My original plan was to divide these minis into two five-man groups, each with its own color scheme: the trees against the fleur-de-lis. In the end I made them all one army with matching color schemes.

Communing Cleric

I remember this mini from when I was very young. I played D&D with my brother and his high school friends (I would have been about 10-12).   One of his friends had the Grenadier Specialists box set of minis. This cleric always caught my eye. It has an unusual pose, a snapshot of a warrior priest at a penitent moment. I always thought it was a female until a couple months ago when I was inherited the Specialists box set from a dear friend.

I used this as an opportunity to work on my NMM (Non-Metallic Metals) skills. I’m pretty happy with the breastplate. I’m ok with the helm and holy talisman, though I acknowledge that they could both be better.
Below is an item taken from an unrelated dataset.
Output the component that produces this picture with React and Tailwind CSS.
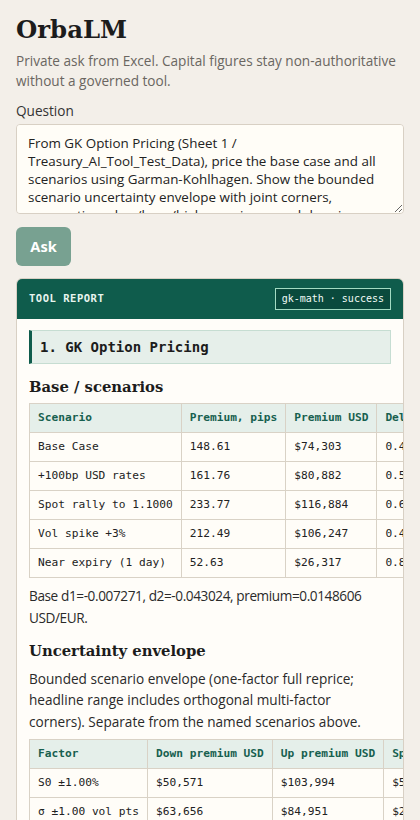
import React from "react";

const sans = { fontFamily: '"Open Sans", "Noto Sans", sans-serif' };
const serif = { fontFamily: '"DejaVu Serif", Georgia, serif' };
const mono = { fontFamily: '"DejaVu Sans Mono", "Liberation Mono", monospace' };

const scenarios = [
  ["Base Case", "148.61", "$74,303", "0.4931"],
  ["+100bp USD rates", "161.76", "$80,882", "0.5318"],
  ["Spot rally to 1.1000", "233.77", "$116,884", "0.6472"],
  ["Vol spike +3%", "212.49", "$106,247", "0.4967"],
  ["Near expiry (1 day)", "52.63", "$26,317", "0.8412"],
];

const envelope = [
  ["S0 ±1.00%", "$50,571", "$103,994", "$53,423"],
  ["σ ±1.00 vol pts", "$63,656", "$84,951", "$21,295"],
  ["r_d ±25bp", "$72,910", "$75,702", "$2,792"],
];

function Table({ head, rows }) {
  return (
    <table className="border-collapse whitespace-nowrap" style={mono}>
      <thead>
        <tr>
          {head.map((h) => (
            <th
              key={h}
              className="border border-[#d9d2c6] bg-[#e5efea] px-2 py-[6px] text-left text-[11.2px] font-bold leading-[16px] text-[#17604f]"
            >
              {h}
            </th>
          ))}
        </tr>
      </thead>
      <tbody>
        {rows.map((r, i) => (
          <tr key={i}>
            {r.map((c, j) => (
              <td
                key={j}
                className="border border-[#d9d2c6] bg-[#fffdf8] px-2 py-[6px] text-[11.2px] leading-[16px] text-[#222]"
              >
                {c}
              </td>
            ))}
          </tr>
        ))}
      </tbody>
    </table>
  );
}

export default function App() {
  return (
    <div className="min-h-[820px] bg-[#f3efe9] px-4 pt-[14px] pb-8" style={sans}>
      <h1 className="text-[24.4px] font-bold leading-[32px] text-[#1c1c1c]" style={serif}>
        OrbaLM
      </h1>
      <p className="mt-[5px] text-[13.6px] leading-[20px] text-[#6a6661]">
        Private ask from Excel. Capital figures stay non-authoritative without a governed tool.
      </p>
      <div className="mt-[11px] text-[13.6px] leading-[18px] text-[#333]">Question</div>
      <textarea
        className="mt-[4px] block h-[90px] w-full rounded-[4px] border border-[#d8d0c4] bg-[#fffdf7] px-[11px] py-[9px] text-[13.4px] leading-[18px] text-[#222] outline-none"
        style={sans}
        defaultValue="From GK Option Pricing (Sheet 1 / Treasury_AI_Tool_Test_Data), price the base case and all scenarios using Garman-Kohlhagen. Show the bounded scenario uncertainty envelope with joint corners, assumptions, low/base/high premiums, and drop in a table."
      />
      <button className="mt-[13px] h-[39px] w-[55px] rounded-[6px] bg-[#78a191] text-[14.6px] font-bold text-white">
        Ask
      </button>
      <div className="mt-[12px] overflow-hidden rounded-[6px] border border-[#d8d0c4] bg-[#fffdf9]">
        <div className="flex h-[40px] items-center justify-between bg-[#0f5c4c] px-3">
          <span className="text-[10.5px] font-bold tracking-[0.05em] text-[#e8f5ef]" style={mono}>
            TOOL REPORT
          </span>
          <span
            className="border border-[#a3dbc3] bg-[#0a4a3d] px-[6px] py-[3px] text-[10px] leading-[14px] text-[#f1faf6]"
            style={mono}
          >
            gk-math · success
          </span>
        </div>
        <div className="px-3 pt-[11px] pb-6">
          <div
            className="flex h-[34px] items-center border border-l-[3px] border-[#c6ddd2] border-l-[#0f5c4c] bg-[#e6efea] pl-[8px] text-[14px] font-bold text-[#1c1c1c]"
            style={mono}
          >
            1. GK Option Pricing
          </div>
          <h2 className="mt-[12px] text-[14.8px] font-bold leading-[22px] text-[#1c1c1c]" style={serif}>
            Base / scenarios
          </h2>
          <div className="mt-[5px]">
            <Table head={["Scenario", "Premium, pips", "Premium USD", "Delta"]} rows={scenarios} />
          </div>
          <p className="mt-[7px] text-[13.6px] tracking-[-0.4px] leading-[22px] text-[#2a2a2a]">
            Base d1=-0.007271, d2=-0.043024, premium=0.0148606 USD/EUR.
          </p>
          <h2 className="mt-[11px] text-[14.8px] font-bold leading-[22px] text-[#1c1c1c]" style={serif}>
            Uncertainty envelope
          </h2>
          <p className="mt-[6px] pr-[4px] text-[13.6px] leading-[21.3px] text-[#2a2a2a]">
            Bounded scenario envelope (one-factor full reprice; headline range includes orthogonal multi-factor corners). Separate from the named scenarios above.
          </p>
          <div className="mt-[7px]">
            <Table head={["Factor", "Down premium USD", "Up premium USD", "Spread USD"]} rows={envelope} />
          </div>
        </div>
      </div>
    </div>
  );
}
Because I’m colorblind, the red robes were the most frustrating part. I knew how the colors ought to be mixed, and where they should be placed as I was layering them on. But because there isn’t any significant distinction between the red shades for me, I had no idea if I was getting them in the right places. I had no idea if I was glopping anything where it shouldn’t go, etc.

I wanted to keep the focus on the gold breastplate, so made a very simple base; a dark stone slab with edge highlighting as if to indicate the cleric’s space was holy or hallowed.

Planted Aquarium

Will insert photo of current tank here…

Hardware

Hardscape

Softscape

  • Anubias
  • Dwarf hairgrass
  • Ammania gracilis, Ludwigia arcuata, or Rotala macandra (red stem plant, don’t know which)
  • Hygrofila deformis? (something bushy and green that I can’t identify…)

Livestock

  • Cardinal Tetras
  • Sterbai corydoras
  • Otocinclus catfish
  • Snails…millions of snails…I hate them.  They came in on some of the plants I bought and (stupidly) didn’t dip in bleach solution before putting the tank.

Assorted Adventurers

Most of these guys were donated to me by Mike Monaco when I was getting back into painting a couple years ago.  Mike has more minis, by far, than anyone I’ve ever known.  And astonishingly, they are almost all painted.  How he does it, I’ll never know.  But he cranks out painted minis.  His blog, Swords and Dorkery, showcases a lot of his work.

Painting these minis reminded me how fun painting is and got me re-hooked on the hobby.

The dwarf here is standard dwarf fare; armor, helm, axe, shield.  I was just trying to make a clean look.  The ranger is meant to be concealing himself in some tall reeds or swamp grass.  His colors were meant to be hunting colors, so he’s pretty drab.  The female is shown completed in the next set of pictures.

On this pair I was focusing on shading clothing and highlighting hair.  I went with a monochrome blue on the male’s robe and cowl.

On several of these early photos, I still hadn’t figured out how to take photos of such small things, so many of them are blurry.  This one’s blue background throws off the colors of the mini. It looks much less saturated in real life.  There is a blue ribbon tied to his right leg, indicating he has won a tourney or something.

The wood plank base and the striped bandana were the fun parts to do on this guy.  More camera difficulties has washed out the color in these photos.

I spent a lot of time blending the pale yellow into orange on this girl’s clothes.  The little silver dot pattern on the cape and the hair highlighting are also features I was proud of when I finished this mini.

This guy’s pose was difficult to make sense of.  I figured he was winding up to make a backhand strike at something.  I was trying to bury the original base with basing of my own, but got the mix of grain sizes WAY off, so it ended up looking much more chunky than I intended.  I just tried to make it look like rubble and put a clump of moss in front of him like some plant creature rising up in front of him.  His shield is also unusual in that I rarely see shields with this kind of dramatic distinctive sculpting.

I don’t like minis with big helm decorations like this guy has.  I almost never know how to paint them realistically, and still don’t.  I did take the opportunity to do some freehand work on the shield that came out pretty well.  Experimented with some sculpting paste on the base, didn’t work as I intended.  It looks too droopy and gloppy.

This ninja is intended to be torch-lit from above and to his left.  This is typically called Object Source Lighting (OSL), but for this mini the “object source” is not part of the mini, just implied.  The shadow on the ground on his right isn’t a real shadow, it’s the original color of the base before I painted on the torchlight color.

Orcs by Tre Manor

These are Reaper minis sculpted by Tre Manor.  One orc is never enough.  Four orcs is never enough.  But I’ll never have the patience to paint 20 or 30, so this will be all I paint for the foreseeable future.  I like Tre Manor’s stuff a lot.  He has his own mini company now, Red Box Games, and all the stuff there is really nice.

77056: Orc Sniper, 77059: Orc Berserker, 77051: Orc Stalker, 77045: Orc Hunter

77043: Eye Beast

This is Reaper’s version of the D&D Beholder.  The Beholder is an iconic Dungeons and Dragons monster.  The name is even kept as IP by Wizards of the Coast, which is why Reaper has to call this model “Eye Beast” instead of Beholder.

The original base is kind of   crummy, so I cut it off and sculpted one with Green Stuff, complete with some green slime dripping down the walls.  It’s intended to look like he’s hovering in a tunnel deep in the Underdark somewhere.  I modeled the color scheme on Eric Louchard’s Nautiloid Chrysalid from AnitMatter Games.